Шестьсот страниц «Рассказов о Бааль-Шем-Тове» ничего в ускользающей от меня личности писателя не прояснили. Зато открыли нечто существенное, чего до этой книги в голову не приходило. В списке «крылатых слов», доставшихся нам от советского времени, наряду с «поэт в России — больше, чем поэт» и «ключ от квартиры, где деньги лежат», по-интеллигентски благородно, хлестко и с некоторым надрывом выделялось «рукописи не горят». Смысл был тот, что, дескать, творения духа нетленны и как-нибудь, неисповедимыми путями дойдут до человечества, верьте! Зная реальные судьбы некоторых произведений и авторов в революцию и блокаду, я, сознаюсь, с самого начала относился к негорящим рукописям с неприязненным предубеждением. С годами это отношение переросло в уверенность, что, напротив, именно горят и, более того, что, если они чего-то стоят, должны гореть. Объясню.На протяжении тысячелетий человечество наблюдает перерождение письменности сакральной, историй, приоткрывающих миропонимание и богопостижение, книг, без которых жизнь людского рода непредставима, в профанную. Процесс осуществляется во всех одновременно аспектах, и из дней, в которые складывалось «Пятикнижие», представить себе на одной книжной полке скрижали Завета и, скажем, «Мастера и Маргариту» невозможно так же, как Моисея, получающего за свое произведение гонорар. Стихии, а не технические инструменты и материалы запечатлевали тогда слова, и огонь был первой из них. «Тора, которая дана Моше, пергамент ее — белый огонь, по которому написано черным огнем, обернута в огонь и огнем запечатана», — утверждает мидраш. Тип писателя последних веков держит в уме комплекс литературных категорий, среди них и тираж. Но Гоголь или Кафка, похоже, могли бы найти общий язык с теми, кого римляне сжигали, обернув в священный свиток, и свидетельствовавшими, что «не пожирает огонь огня, буквы отлетают, оставляя огню лишь пергамент».
На фотографиях у Шмуэля-Йосефа Чачкеса, ставшего известным миру как писатель Агнон, породистое лицо, трубка в зубах, прямой, безмятежный, передающий внутреннюю уверенность взгляд, внешность англосакса. В 1907 году, двадцатилетним, он, уроженец провинциального, тогда австро-венгерского, сейчас украинского городка, прибывает, проработав два года во львовской еврейской газете, в Палестину. Ни религиозная традиция, ни идеи сионизма не были тогда ему близки — молодость, юношеские искания, желание сменить среду, не изменяя прошлому и воспитанию, привели его в Иерусалим. Через пять лет он уезжает в Германию, попадает в еврейский интеллектуальный круг, сближается с Бубером и Шолемом, женится. В 1924-м пожар, хочется сказать посильнее, пожирает его дом, огромную, полную редких книг библиотеку, весь архив. В том числе и рукопись «Рассказов о Бааль-Шем-Тове».

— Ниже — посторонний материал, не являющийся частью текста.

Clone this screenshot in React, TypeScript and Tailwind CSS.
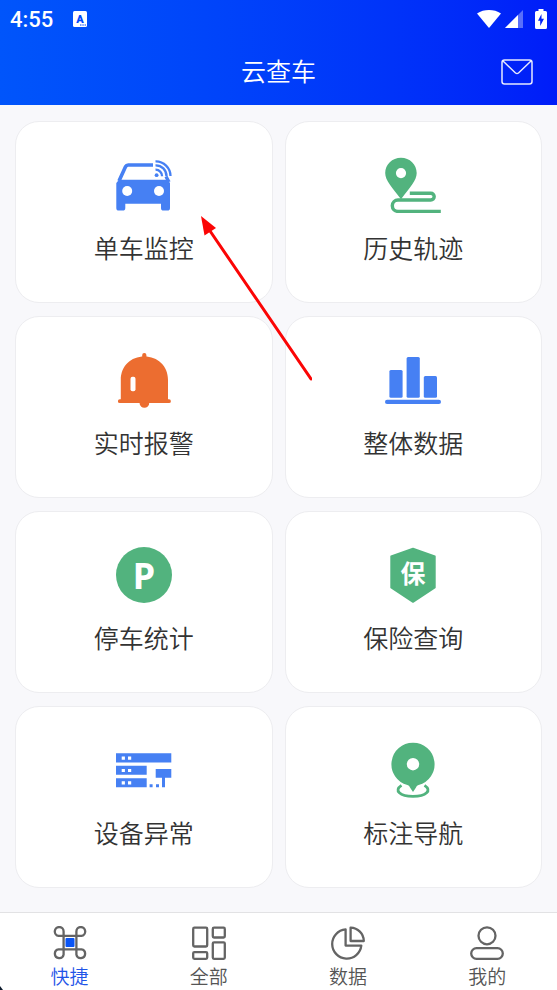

Осмелимся сказать, что это было уже по части самого Бааль-Шем-Това. В одном из рассказов он делает признание, что каждую субботу, возносясь душой, попадает в высшие миры, где имеет право слушать и учиться с тем, чтобы потом учить на земле. В другом объясняет, что для того, чтобы заглянуть вниз в поисках кого-то в мире дольнем, он заходит в место нечистое, откуда нельзя созерцать небесное собрание и тем самым на него отвлекаться. Высоту и глубину всего сущего он видел как на ладони. Мог ли человек, уважающий себя и тем самым распространяющий уважение на любого другого, такой, каким был Агнон, вступать в спор с тайными замыслами Бешта? Вмешиваться в его судьбу, пусть посмертную, со своим желанием во что бы то ни стало лишний раз представить его читателям, с намерением подать ее как оперу в своем исполнении? Он и так, начиная работу, положил себе не исправлять ни язык, ни манеру рассказчиков, чьи устные истории о нем собирал. Когда твой герой Бааль-Шем-Тов и ты проводишь с ним часы, дни, годы, мысль о том, что книга о нем могла сгореть случайно и ее следует восстановить, написать еще раз, выглядит абсурдной. Раввину, недовольному тем, что Бешт прогуливался, не присоединяясь к собранию, которому до миньяна не хватало одного человека, тот ответил, что должен постоянно посматривать в колодец, иначе сгорит любимая куща раввина. Неужели в сознании Агнона этот предотвращенный пожар двухсотлетней давности не совместился с его собственным? И неужели хасидскую святость, открываемую людям по мере их разумения и надобности, он сведет к литературе, к новой рукописи, к еще одной книге?!
Дочь и зять писателя после его смерти с великим тщанием разобрали весь корпус сохранившихся материалов, произвели отбор, композиционно объединили. С. Гойзман перевел с иврита, Менахем Яглом написал превосходное предисловие, «Текст: Книжники» опубликовали. Мы прочли. Оказалось, нечто большее, чем книгу. Мы услышали устный рассказ с голоса Агнона. То самое, что от века передается из уст в уста.